NOTES TO CONSOLIDATED FINANCIAL STATEMENTS — (Continued)
 
The Company has standby letters of credit in the aggregate amount of $15,000 in conjunction with the Senior Secured Revolving Credit Facility arrangement. As of April 30, 2008, the Company has outstanding standby letters of credit of $8,043 in connection with office leases.
 
As of April 30, 2008 the Company has employment agreements with certain of its executive officers, with initial terms through April 2008 that provide certain benefits if these executives are terminated or resign under certain limited circumstances. The maximum amount payable under these agreements, in aggregate, is $3,625 and $5,050 prior to and following a change in control, respectively. In certain cases, executives’ outstanding options will immediately vest and remain exercisable for periods ranging from three months to their original expiration date following termination of employment.
 
The Company has a policy of entering into offer letters of employment or letters of promotion with vice presidents which provide for an annual base salary and discretionary and incentive bonus payments.

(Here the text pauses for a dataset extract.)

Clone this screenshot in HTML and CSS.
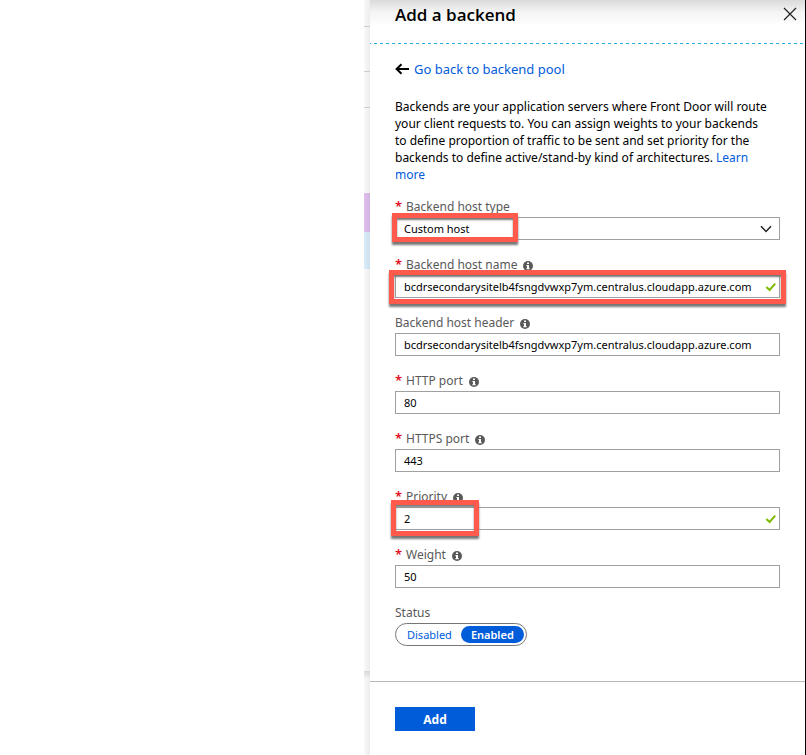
FILE: index.html
```html
<!DOCTYPE html>
<html lang="en">
<head>
<meta charset="utf-8">
<title>Add a backend</title>
<link rel="stylesheet" href="styles.css">
</head>
<body>
<svg class="symbols" aria-hidden="true">
  <symbol id="info" viewBox="0 0 10 10">
    <circle cx="5" cy="5" r="5" fill="#595959"/>
    <path d="M4 1.4h2v1.6H4zM3.4 4H6v3.2h.8v1.1H3.3V7.2H4V5h-.6z" fill="#fff"/>
  </symbol>
  <symbol id="check" viewBox="0 0 12 10">
    <path d="M1.4 5 4.6 8 10.2 1.6" fill="none" stroke="#7fba00" stroke-width="2"/>
  </symbol>
</svg>
<div class="page">
  <main class="backdrop"></main>
  <div class="edge" aria-hidden="true">
    <span class="row row-first"></span>
    <span class="row row-second"></span>
    <span class="row row-third"></span>
    <span class="row row-fourth"></span>
    <span class="row row-purple"></span>
    <span class="row row-blue"></span>
    <span class="row row-rest"></span>
    <span class="row row-base"></span>
  </div>
  <aside class="panel">
    <header class="panel-head">
      <h1>Add a backend</h1>
      <button class="close" type="button" aria-label="Close">
        <svg viewBox="0 0 14 14"><path d="M1 1 13 13M13 1 1 13" fill="none" stroke="#222" stroke-width="1.2"/></svg>
      </button>
      <svg class="dashes" aria-hidden="true"><path d="M0 .5H2000" stroke="#1fb0dc" stroke-dasharray="3 3" stroke-dashoffset="2"/></svg>
    </header>
    <form class="panel-body" id="backend">
      <div class="back">
        <svg viewBox="0 0 14 12" aria-hidden="true"><path d="M6.5 1.2 1.6 6l4.9 4.8M1.8 6H14" fill="none" stroke="#000" stroke-width="2"/></svg>
        <a href="#pool">Go back to backend pool</a>
      </div>
      <p class="intro">Backends are your application servers where Front Door will route your client requests to. You can assign weights to your backends to define proportion of traffic to be sent and set priority for the backends to define active/stand-by kind of architectures. <a href="#learn">Learn more</a></p>

      <div class="field">
        <div class="label"><span class="star">*</span><label for="type">Backend host type</label></div>
        <div class="control">
          <select id="type"><option>Custom host</option></select>
          <svg class="chevron" viewBox="0 0 12 8" aria-hidden="true"><path d="M1 1.2 6 6.4 11 1.2" fill="none" stroke="#222" stroke-width="1.5"/></svg>
          <span class="mark mark-type"></span>
        </div>
      </div>
      <div class="field">
        <div class="label"><span class="star">*</span><label for="name">Backend host name</label><svg class="info"><use href="#info"/></svg></div>
        <div class="control">
          <input id="name" type="text" value="bcdrsecondarysitelb4fsngdvwxp7ym.centralus.cloudapp.azure.com">
          <svg class="check"><use href="#check"/></svg>
          <span class="mark mark-name"></span>
        </div>
      </div>
      <div class="field">
        <div class="label"><label for="header">Backend host header</label><svg class="info"><use href="#info"/></svg></div>
        <div class="control"><input id="header" type="text" value="bcdrsecondarysitelb4fsngdvwxp7ym.centralus.cloudapp.azure.com"></div>
      </div>
      <div class="field">
        <div class="label"><span class="star">*</span><label for="http">HTTP port</label><svg class="info"><use href="#info"/></svg></div>
        <div class="control"><input id="http" type="text" value="80"></div>
      </div>
      <div class="field">
        <div class="label"><span class="star">*</span><label for="https">HTTPS port</label><svg class="info"><use href="#info"/></svg></div>
        <div class="control"><input id="https" type="text" value="443"></div>
      </div>
      <div class="field">
        <div class="label"><span class="star">*</span><label for="priority">Priority</label><svg class="info"><use href="#info"/></svg></div>
        <div class="control">
          <input id="priority" type="text" value="2">
          <svg class="check"><use href="#check"/></svg>
          <span class="mark mark-priority"></span>
        </div>
      </div>
      <div class="field">
        <div class="label"><span class="star">*</span><label for="weight">Weight</label><svg class="info"><use href="#info"/></svg></div>
        <div class="control"><input id="weight" type="text" value="50"></div>
      </div>
      <div class="field">
        <div class="label" id="status">Status</div>
        <div class="toggle" role="group" aria-labelledby="status">
          <button type="button" aria-pressed="false">Disabled</button>
          <button type="button" class="on" aria-pressed="true">Enabled</button>
        </div>
      </div>
    </form>
    <footer class="panel-foot">
      <button class="add" type="submit" form="backend">Add</button>
    </footer>
  </aside>
</div>
</body>
</html>
```
FILE: styles.css
```css
* { box-sizing: border-box; }

body {
  margin: 0;
  background: #fff;
  color: #000;
  font: 12px/17px "Noto Sans", "Open Sans", sans-serif;
}

button, input, select { font: inherit; color: inherit; }
a { color: #015cda; text-decoration: none; }
.symbols { position: absolute; width: 0; height: 0; }

.page { display: flex; min-height: 100vh; }
.backdrop { flex: 1; }

.edge {
  display: flex;
  flex-direction: column;
  width: 6px;
  background: linear-gradient(to right, #fafafa, #ececec);
}
.row { flex: none; border-bottom: 1px solid #ccc; }
.row-first { height: 27px; }
.row-second { height: 45px; }
.row-third { height: 36px; }
.row-fourth { height: 85px; border: 0; }
.row-purple { height: 39px; border: 0; background: linear-gradient(to right, #dfbfeb, #d3b3df); }
.row-blue { height: 37px; border: 0; background: linear-gradient(to right, #d9ecf9, #cbdfec); }
.row-rest { height: 402px; border: 0; }
.row-base { flex: 1; border: 0; background: linear-gradient(#d8d8d8, transparent 8px); }

.panel {
  display: flex;
  flex-direction: column;
  width: 436px;
  border-right: 1px solid #000;
  background: #fff;
}

.panel-head {
  display: flex;
  flex-wrap: wrap;
  align-items: center;
  justify-content: space-between;
  background: linear-gradient(#dadada, #f4f4f4 12px, #fff 26px);
}
h1 { margin: 0; padding: 4px 0 17px 25px; font-family: "Open Sans", sans-serif; font-size: 17px; line-height: 22px; font-weight: 600; }
.close { align-self: flex-start; margin: 7px 8px 0 0; padding: 0; border: 0; background: none; line-height: 0; }
.close svg { width: 14px; height: 14px; }
.dashes { flex: none; width: 100%; height: 1px; }

.panel-body { flex: none; padding: 16px 25px 35px; }
.back { display: flex; align-items: center; gap: 5px; font-size: 13px; line-height: 18px; }
.back svg { width: 14px; height: 12px; }
.intro { margin: 20px 0 15px; padding-right: 10px; }

.field { margin-bottom: 16px; }
.field:last-child { margin: 0; }
.label { display: flex; align-items: center; height: 17px; margin-bottom: 2px; color: #595959; }
.star { width: 11px; color: #e00b1c; font-size: 13px; font-weight: 600; }
.info { width: 10px; height: 10px; margin: 3px 0 0 6px; }

.control { position: relative; }
input, select {
  display: block;
  width: 100%;
  height: 23px;
  padding: 0 8px;
  border: 1px solid #a0a0a0;
  border-radius: 0;
  background: #fff;
  appearance: none;
  font-size: 11px;
  outline: 0;
}
.chevron { position: absolute; top: 8px; right: 8px; width: 12px; height: 8px; }
.check { position: absolute; top: 7px; right: 3px; width: 12px; height: 10px; }

.mark {
  position: absolute;
  border: 5px solid #ff5a4c;
  box-shadow: 0 3px 2px #777, inset 0 2px 2px #777;
  pointer-events: none;
}
.mark-type { top: -4px; left: -3px; width: 126px; height: 29px; }
.mark-name { top: -5px; left: -6px; right: -6px; height: 34px; }
.mark-priority { top: -7px; left: -4px; width: 88px; height: 36px; }

.toggle {
  display: inline-flex;
  height: 23px;
  padding: 2px;
  border: 1px solid #767676;
  border-radius: 12px;
}
.toggle button {
  padding: 0 9px;
  border: 0;
  border-radius: 9px;
  background: none;
  color: #015cda;
  font-size: 11px;
  line-height: 17px;
}
.toggle .on { padding: 0 10px; background: #015cda; color: #fff; font-weight: 600; }

.panel-foot { flex: 1; padding: 25px; border-top: 1px solid #b8b8b8; }
.add {
  width: 80px;
  height: 24px;
  padding: 0;
  border: 0;
  background: #015cda;
  color: #fff;
  font-weight: 700;
}
```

Certain key vice presidents who typically have been employed by the firm for several years may also have a standard form employment agreement. In addition, the Company has a severance policy for all of its vice presidents that provides for minimum payments based on length of service. Upon termination without cause, the Company is required to pay the greater of the amount due under the employment agreement, if any, or the severance policy. The Company also requires its vice presidents to agree in their employment letters and their employment agreement, if applicable, not to compete with the Company both during the term of their employment, and for a period of up to two years after their employment ends. For a period of two years after their employment with the Company, former vice presidents are prohibited from soliciting employees of the Company for employment outside of the Company.
 
From time to time the Company has been and is involved in litigation incidental to its business. The Company is currently not a party to any litigation which, if resolved adversely against the Company, would, in the opinion of management, after consultation with legal counsel, have a material adverse effect on the Company’s business, financial position or results of operations.